While India Inc. in general seems to be happy about the promises made in Budget 2015, the outdoor advertising sector is feeling more pragmatic. Outdoor agencies we spoke with said there is nothing specific that would make the advertising sector, including outdoor, excited. In terms of the increase of service tax to 14 per cent, some expressed disappointed while others felt that it was to be expected with a move to GST regime and clients would have to live with it.
While accepting that the budget has set the path for industrial and economic development of the country, they also pointed out that these are all long term plans and there is nothing in the budget that directly impacts the advertising sector.
Expressing unhappiness about the service tax, Nabendu Bhattacharyya, CEO and MD of Milestone Brandcom called the increase of 12.36 per cent to 14 per cent “unexpected” and termed the Union Budget a “set back”. “The 12.36 per cent tax was itself high. No marketer is going to increase spend just because service tax has increased, so for the advertising industry this increase is going to have a big impact. This same service tax is going to affect aam aadmi too as everywhere 2 per cent additional expenses will be levied in any and every service industry,” he said.
He also pointed out something that a few others in the industry have mentioned for some time now; namely, that though there is a lot of positivity in the market, spends really haven’t been proportional to this feeling of bonhomie. “We are just hearing that large growth is expected not seen practically in bottom line. We haven’t seen much increase in spends by marketers in last one year,” he added. However, he did agree that the fact that GST would be implemented by 2016 is good news.
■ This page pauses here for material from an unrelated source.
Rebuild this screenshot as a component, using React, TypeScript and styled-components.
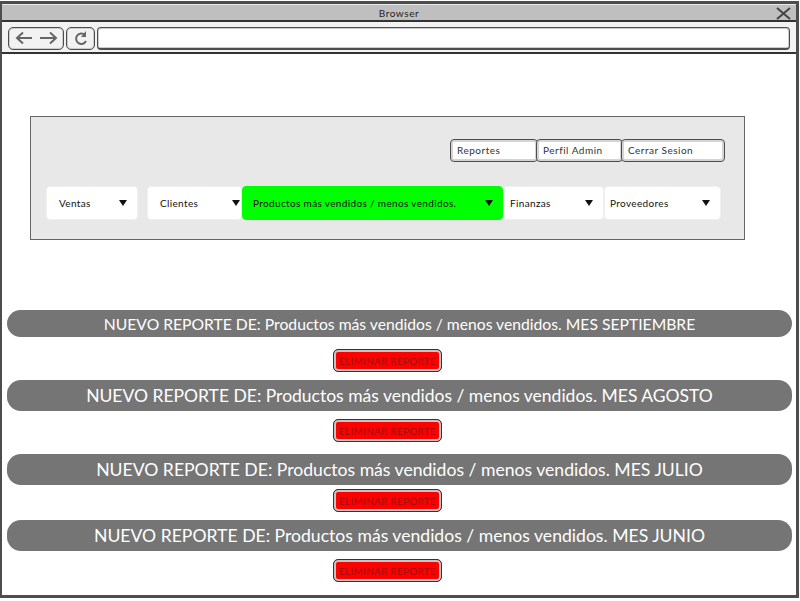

Atul Shrivastava, COO of Laqshya Media, called the increase in Service Tax as the “worst news” to hit the OOH industry. He opined that this would call the sentiment to remain negative for quite some time, which would adversely affect the retail and automobile sectors especially.
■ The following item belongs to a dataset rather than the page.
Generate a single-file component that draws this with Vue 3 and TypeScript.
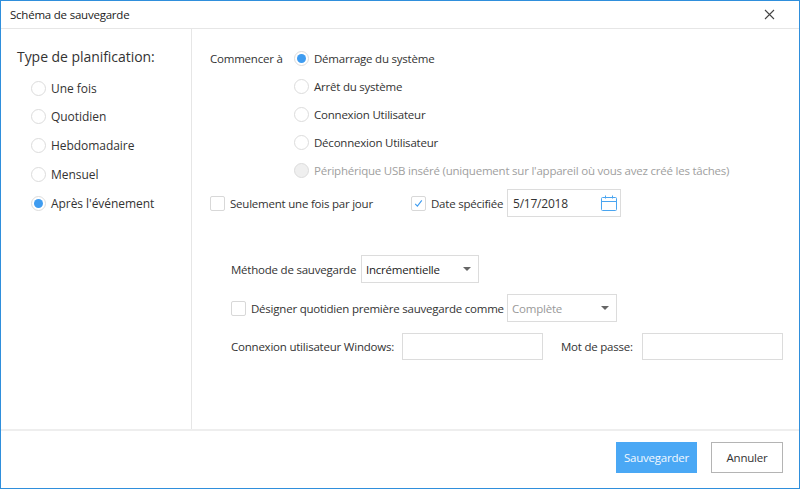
<script setup lang="ts">
const planning = [
  { label: 'Une fois', on: false },
  { label: 'Quotidien', on: false },
  { label: 'Hebdomadaire', on: false },
  { label: 'Mensuel', on: false },
  { label: "Après l'événement", on: true },
]
const starts = [
  { label: 'Démarrage du système', on: true, off: false },
  { label: 'Arrêt du système', on: false, off: false },
  { label: 'Connexion Utilisateur', on: false, off: false },
  { label: 'Déconnexion Utilisateur', on: false, off: false },
  { label: "Périphérique USB inséré (uniquement sur l'appareil où vous avez créé les tâches)", on: false, off: true },
]
</script>

<template>
  <div class="window">
    <header class="titlebar">
      <span>Schéma de sauvegarde</span>
      <svg class="close" width="11" height="11" viewBox="0 0 11 11"><path d="M1 1l9 9M10 1L1 10" stroke="#444" stroke-width="1.1" fill="none" /></svg>
    </header>
    <div class="body">
      <aside class="side">
        <h2>Type de planification:</h2>
        <div v-for="p in planning" :key="p.label" class="side-row">
          <span class="radio" :class="{ on: p.on }"></span>{{ p.label }}
        </div>
      </aside>
      <main class="main">
        <div class="start">
          <span class="start-label">Commencer à</span>
          <div class="start-list">
            <div v-for="s in starts" :key="s.label" class="start-row" :class="{ disabled: s.off }">
              <span class="radio" :class="{ on: s.on, off: s.off }"></span>{{ s.label }}
            </div>
          </div>
        </div>
        <div class="once">
          <span class="check"></span>
          <span class="once-text">Seulement une fois par jour</span>
          <span class="check checked">
            <svg width="9" height="9" viewBox="0 0 9 9"><path d="M1.2 4.8l2.2 2.4L7.8 1.4" stroke="#3f9cf0" stroke-width="1.1" fill="none" /></svg>
          </span>
          <span class="date-text">Date spécifiée</span>
          <div class="field date">
            <span>5/17/2018</span>
            <svg width="18" height="18" viewBox="0 0 18 18" fill="none" stroke="#4aa5f0" stroke-width="1">
              <rect x="1.5" y="3.5" width="15" height="13" rx="1" />
              <path d="M1.5 7.5h15M5.5 1.5v3M12.5 1.5v3" />
            </svg>
          </div>
        </div>
        <div class="form">
          <div class="method">
            <span class="method-text">Méthode de sauvegarde</span>
            <div class="field select method-select"><span>Incrémentielle</span><i class="caret"></i></div>
          </div>
          <div class="first">
            <span class="check"></span>
            <span class="first-text">Désigner quotidien première sauvegarde comme</span>
            <div class="field select first-select"><span>Complète</span><i class="caret"></i></div>
          </div>
          <div class="login">
            <span class="login-text">Connexion utilisateur Windows:</span>
            <div class="field login-field"></div>
            <span class="pass-text">Mot de passe:</span>
            <div class="field pass-field"></div>
          </div>
        </div>
      </main>
    </div>
    <footer class="footer">
      <button class="btn primary">Sauvegarder</button>
      <button class="btn">Annuler</button>
    </footer>
  </div>
</template>

<style>
html, body { margin: 0; background: #fff; }
</style>

<style scoped>
.window {
  box-sizing: border-box;
  width: 800px;
  height: 489px;
  border: 1px solid #2f8fdc;
  display: flex;
  flex-direction: column;
  font-family: "Open Sans", "Noto Sans", sans-serif;
  font-size: 11.5px;
  letter-spacing: -0.22px;
  color: #333;
  background: #fff;
}
.titlebar {
  height: 27px;
  flex: none;
  display: flex;
  align-items: center;
  justify-content: space-between;
  padding: 0 24px 0 9px;
  border-bottom: 1px solid #e6e6e6;
  color: #222;
}
.body { flex: 1; display: flex; min-height: 0; }
.side {
  width: 191px;
  flex: none;
  box-sizing: border-box;
  border-right: 1px solid #e6e6e6;
  padding: 18px 0 0 16px;
}
.side h2 { margin: 0 0 7px; font-size: 14px; font-weight: 400; line-height: 20px; letter-spacing: -0.05px; }
.side-row { height: 29px; display: flex; align-items: center; gap: 5px; padding-left: 14px; font-size: 12px; letter-spacing: -0.05px; }
.side-row:first-of-type { height: 28px; }
.radio {
  box-sizing: border-box;
  width: 15px;
  height: 15px;
  border: 1px solid #dcdcdc;
  border-radius: 50%;
  flex: none;
  display: inline-flex;
  align-items: center;
  justify-content: center;
  background: #fff;
}
.radio.on::after { content: ""; width: 9px; height: 9px; border-radius: 50%; background: #3f9cf0; }
.radio.off { background: #efefef; }
.main { flex: 1; min-width: 0; padding: 15px 0 0 18px; }
.start { display: flex; }
.start-label { width: 84px; line-height: 29px; height: 28px; }
.start-list { display: flex; flex-direction: column; }
.start-row { height: 28px; display: flex; align-items: center; gap: 5px; white-space: nowrap; }
.start-row.disabled { color: #a0a0a0; }
.once { display: flex; align-items: center; height: 28px; margin-top: 5px; }
.check {
  box-sizing: border-box;
  width: 15px;
  height: 15px;
  border: 1px solid #d8d8d8;
  border-radius: 2px;
  flex: none;
  display: inline-flex;
  align-items: center;
  justify-content: center;
}
.once-text { margin-left: 5px; width: 181px; }
.date-text { margin-left: 5px; width: 76px; white-space: nowrap; }
.field {
  box-sizing: border-box;
  border: 1px solid #dcdcdc;
  display: flex;
  align-items: center;
  justify-content: space-between;
  background: #fff;
}
.date { width: 114px; height: 28px; padding: 0 2px 0 5px; font-size: 12px; }
.form { padding-left: 21px; margin-top: 38px; }
.method { display: flex; align-items: center; height: 28px; }
.method-text { width: 130px; white-space: nowrap; }
.select { height: 28px; padding: 0 7px 0 4px; }
.method-select { width: 118px; color: #222; }
.caret { width: 0; height: 0; border-left: 4px solid transparent; border-right: 4px solid transparent; border-top: 4px solid #666; }
.first { display: flex; align-items: center; height: 28px; margin-top: 11px; }
.first-text { margin-left: 5px; width: 256px; white-space: nowrap; }
.first-select { width: 110px; color: #999; }
.login { display: flex; align-items: center; height: 27px; margin-top: 11px; }
.login-text { width: 171px; white-space: nowrap; }
.login-field { width: 141px; height: 27px; }
.pass-text { margin-left: 18px; width: 81px; white-space: nowrap; }
.pass-field { width: 141px; height: 27px; }
.footer {
  height: 59px;
  flex: none;
  border-top: 2px solid #eeeeee;
  display: flex;
  align-items: flex-start;
  justify-content: flex-end;
  gap: 14px;
  padding: 11px 16px 0 0;
  box-sizing: border-box;
}
.btn {
  box-sizing: border-box;
  width: 72px;
  height: 31px;
  border: 1px solid #b4b4b4;
  background: #fff;
  font: inherit;
  letter-spacing: inherit;
  color: #333;
  padding: 0;
}
.btn.primary { width: 81px; background: #4aa8f5; border-color: #4aa8f5; color: #f2f8fe; }
</style>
“The economy might benefit in the long run but that is ONLY in the long run. Positivity takes time to build up, but a hit is instantaneous. I will call it a budget with long term vision but negative to growth in short term. We have seen many positive projections out of every hard decision during the previous budgets, but in reality how many of these benefits actually come through?” questioned Shrivastava.
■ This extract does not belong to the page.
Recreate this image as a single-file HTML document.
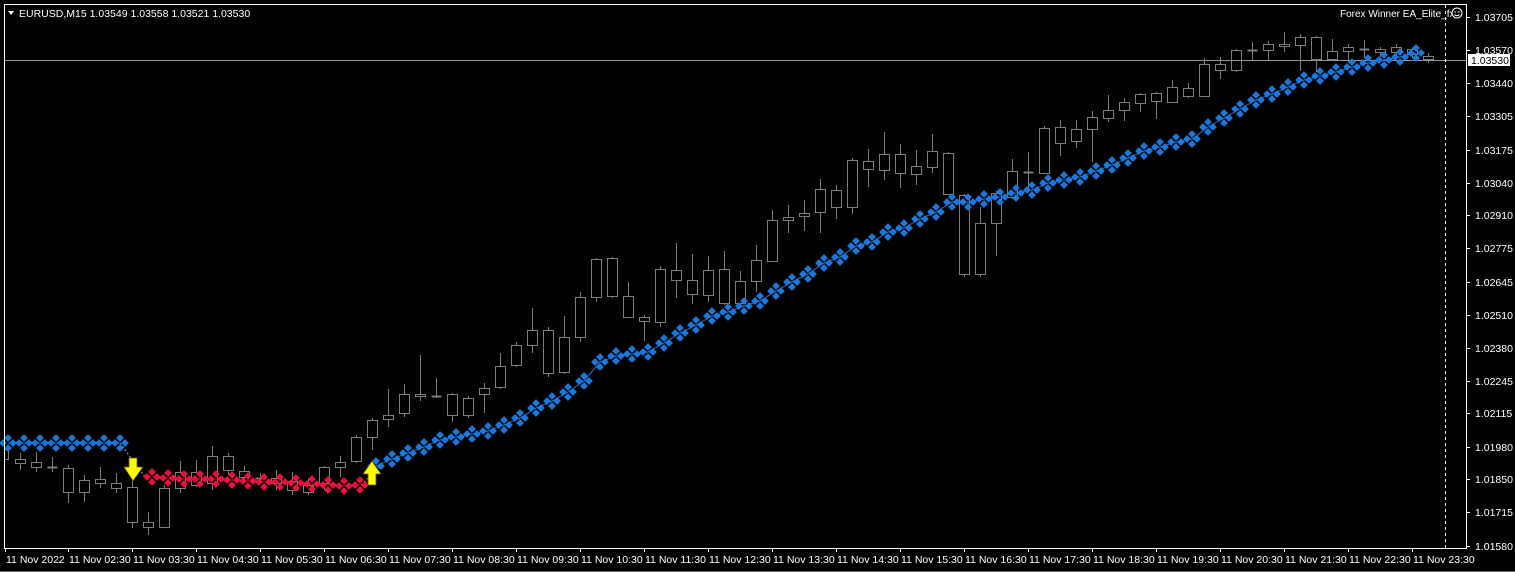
<!DOCTYPE html>
<html><head><meta charset="utf-8">
<style>
html,body{margin:0;padding:0;background:#000;}
body{width:1515px;height:572px;overflow:hidden;position:relative;font-family:"Liberation Sans",sans-serif;}
svg{position:absolute;left:0;top:0;}
</style></head><body>
<svg id="s" width="1515" height="572" xmlns="http://www.w3.org/2000/svg" font-family="Liberation Sans, sans-serif" font-size="10.5">
<rect width="1515" height="572" fill="#000"/>
<line x1="0" y1="571.5" x2="1515" y2="571.5" stroke="#6a6a6a"/>
<g id="c" fill="none" stroke="#7c7c7c" stroke-width="1" shape-rendering="crispEdges"></g>
<line x1="4" y1="60.5" x2="1466" y2="60.5" stroke="#8a94a0" shape-rendering="crispEdges"/>
<line x1="1445.5" y1="5" x2="1445.5" y2="548" stroke="#fff" stroke-dasharray="3,3" shape-rendering="crispEdges"/>
<g id="m"></g>
<polygon points="129,458 137,458 137,467 143,467 133,481 124,467 129,467" fill="#ffff00" stroke="#555500" stroke-width="0.8"/>
<polygon points="372,461 381,474 376,474 376,485 368,485 368,474 363,474" fill="#ffff00" stroke="#555500" stroke-width="0.8"/>
<rect x="4.5" y="4.5" width="1462" height="544" fill="none" stroke="#fff" shape-rendering="crispEdges"/>
<g fill="#fff" id="t">
<polygon points="8,11 14,11 11,15"/>
<text x="19" y="17">EURUSD,M15  1.03549 1.03558 1.03521 1.03530</text>
<text x="1340" y="17" font-size="10">Forex Winner EA_Elite_fx</text>
</g>
<circle cx="1457" cy="13" r="5" fill="#000" stroke="#fff"/>
<circle cx="1455" cy="12" r="0.8" fill="#fff"/><circle cx="1459" cy="12" r="0.8" fill="#fff"/>
<path d="M1454.5,14.5 Q1457,17 1459.5,14.5" stroke="#fff" fill="none"/>
<rect x="1468" y="54" width="42" height="12" fill="#fff"/>
<text x="1471" y="64" fill="#000">1.03530</text>
<g id="ax" fill="#fff"></g>
</svg>
<script>
var NS="http://www.w3.org/2000/svg";
function el(p,n,a,t){var e=document.createElementNS(NS,n);for(var k in a)e.setAttribute(k,a[k]);if(t)e.textContent=t;p.appendChild(e);return e;}
var B=[[449,459,445,462],[459,463,453,470],[462,467,452,472],[467,467,457,472],[468,492,465,503],[480,492,475,502],[479,483,467,488],[483,488,473,493],
[487,522,480,528],[522,527,512,535],[488,527,485,527],[472,488,461,493],[472,485,460,487],[456,483,446,490],[456,470,453,475],[471,477,466,479],
[478,478,473,483],[478,483,470,490],[481,490,472,495],[485,492,478,495],[467,483,466,490],[462,467,456,477],[437,461,435,463],[420,437,418,450],
[415,419,389,427],[394,413,384,417],[394,396,355,401],[396,396,378,398],[394,415,393,422],[398,415,396,418],[388,394,383,413],[366,387,353,389],
[345,365,342,367],[330,345,308,353],[330,373,327,377],[337,372,316,374],[297,337,292,342],[259,297,258,302],[258,296,257,298],[296,317,282,318],
[317,321,315,341],[269,322,266,327],[270,280,243,298],[280,294,254,304],[270,295,256,302],[269,303,251,305],[281,303,271,307],[260,281,245,292],
[220,261,210,262],[217,220,205,233],[213,216,200,231],[189,212,179,233],[190,207,185,219],[160,207,158,214],[161,169,149,187],[154,170,132,180],
[154,173,144,188],[166,174,150,185],[151,167,134,173],[153,194,152,195],[195,274,194,277],[223,274,207,277],[193,223,191,256],[171,197,159,199],
[172,172,152,192],[128,173,126,174],[127,143,120,156],[129,141,120,148],[117,129,111,162],[110,118,95,122],[102,110,98,121],[94,103,93,112],
[93,101,92,119],[87,102,80,103],[88,96,83,98],[64,96,58,97],[64,70,57,79],[50,70,49,72],[50,50,42,60],[44,50,41,60],
[44,46,32,52],[37,45,34,71],[37,59,36,72],[51,59,39,60],[47,51,44,62],[49,49,40,58],[49,52,47,57],[47,52,44,58],[49,54,48,58],[56,59,53,63]];
var c=document.getElementById('c');
B.forEach(function(b,i){var x=4+16*i;
 if(x<8){el(c,'line',{x1:x+0.5,y1:b[2],x2:x+0.5,y2:b[3]});el(c,'rect',{x:4.5,y:b[0]+0.5,width:x,height:Math.max(b[1]-b[0],0)});return;}
 el(c,'line',{x1:x+0.5,y1:b[2],x2:x+0.5,y2:b[0]});el(c,'line',{x1:x+0.5,y1:b[1],x2:x+0.5,y2:b[3]});
 if(b[1]-b[0]<1){el(c,'line',{x1:x-4.5,y1:b[0]+0.5,x2:x+5.5,y2:b[0]+0.5,'stroke-width':2});}
 else el(c,'rect',{x:x-4.5,y:b[0]+0.5,width:10,height:b[1]-b[0]});
});
var m=document.getElementById('m');
function cluster(x,y,col){[[0,-5],[0,5],[-5,0],[5,0]].forEach(function(d){var cx=x+d[0],cy=y+d[1],r=3.9;
 el(m,'polygon',{points:(cx)+','+(cy-r)+' '+(cx+r)+','+cy+' '+cx+','+(cy+r)+' '+(cx-r)+','+cy,fill:col});});}
var blue0=[443,443,443,443,443,443,443,443];
var red=[477,478,479,479,479,480,481,482,482,483,484,485,486,485];
var blue=[466,459,453,447,440,437,434,431,425,418,408,401,392,381,362,356,354,352,343,333,325,316,312,306,301,291,
282,274,263,257,246,242,232,228,219,212,202,202,199,197,193,190,183,180,177,171,165,
158,151,147,142,139,127,118,109,100,94,87,80,76,72,67,63,60,57,53];
function line(arr,start,col){var p=arr.map(function(y,k){return (4+16*(start+k)+4)+','+y;}).join(' ');
 el(m,'polyline',{points:p,fill:'none',stroke:col,'stroke-width':1});
 arr.forEach(function(y,k){cluster(4+16*(start+k)+4,y,col);});}
el(m,'line',{x1:120,y1:443,x2:145,y2:477,stroke:'#aaa','stroke-dasharray':'2,2'});
el(m,'line',{x1:361,y1:485,x2:380,y2:466,stroke:'#aaa','stroke-dasharray':'2,2'});
line(blue0,0,'#1a78dc');line(red,9,'#e8103c');line(blue,23,'#1a78dc');
var ax=document.getElementById('ax');
[["1.03705",17],["1.03570",50],["1.03440",83],["1.03305",116],["1.03175",150],["1.03040",183],["1.02910",215],["1.02775",248],["1.02645",282],["1.02510",315],["1.02380",348],["1.02245",381],["1.02115",413],["1.01980",447],["1.01850",479],["1.01715",512],["1.01580",546]].forEach(function(p){
 el(ax,'text',{x:1475,y:p[1]+4},p[0]);
 el(ax,'rect',{x:1467,y:p[1],width:3,height:1});});
el(ax,'text',{x:6,y:563},"11 Nov 2022");el(ax,'rect',{x:5,y:548,width:1,height:4});
for(var k=0;k<22;k++){var x=68+64*k,h=2+k;var hh=(h<10?'0':'')+h+':30';
 el(ax,'text',{x:x+1,y:563},'11 Nov '+hh);el(ax,'rect',{x:x,y:548,width:1,height:4});}
</script>
</body></html>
Noomi Mehta, MD and CEO of Selvel, also called it a zero impact and advertising neutral budget. When asked about his thoughts on the hike in service tax, he commented that it was something the client would have to bear with. “There are indications that service tax might go up to 16 per cent when GST comes in, so there is nothing to do but to live with it,” he said. Terming the budget “very long-term”, Mehta opined that the most important thing is to get industries to start producing and having faith in themselves, which is the only way advertising spends would increase.
On the positive side, some agency heads felt that though there might be nothing for the industry in the short-term, in the long-term, development of economy and industry would have a positive impact on the advertising sector.
Rajan Mehta, Founder and CEO of LiveMedia agreed that the budget was far from transformative, which would set a new direction for the country. “But it should certainly lead to incremental growth,” he suggested. “It is a good balanced budget which addresses most aspects of development and welfare for various constituencies in the country like infrastructure, manufacturing and investment into new start-ups while at the same time ensuring that there is a social security net created for the weaker sections,” he added.
Rajneesh Bahl, CEO of Percept OOH, also called it a very practical budget, focused on improving the ecosystem first, though he agreed that it was not without flaws. “I am impressed by the initiatives on skill development, creation of employment and the opportunities to young entrepreneurs under the “Make in India” banner,” he said.
Bahl, meanwhile, singled out the gold monetization scheme and abolition of wealth tax for praise. “Gold will become a productive asset. This will liquidate gold and more flow of money in the market, thus leading to higher purchasing power for the consumer, higher sales will lead to higher advertising spends,” he explained. He also praised the formation of a single window to take care of 14 regulatory permits to do business and subsidy on LED, something he said will increase its use in outdoor media.
According to the Pitch Madison Advertising Outlook 2015, the OOH advertising industry surpassed expectations to grow at 13 per cent in 2014 to reach Rs 2,233 crore. In 2015, the same survey expects the industry to grow at around 6.2 per cent to reach Rs 2,371 crore.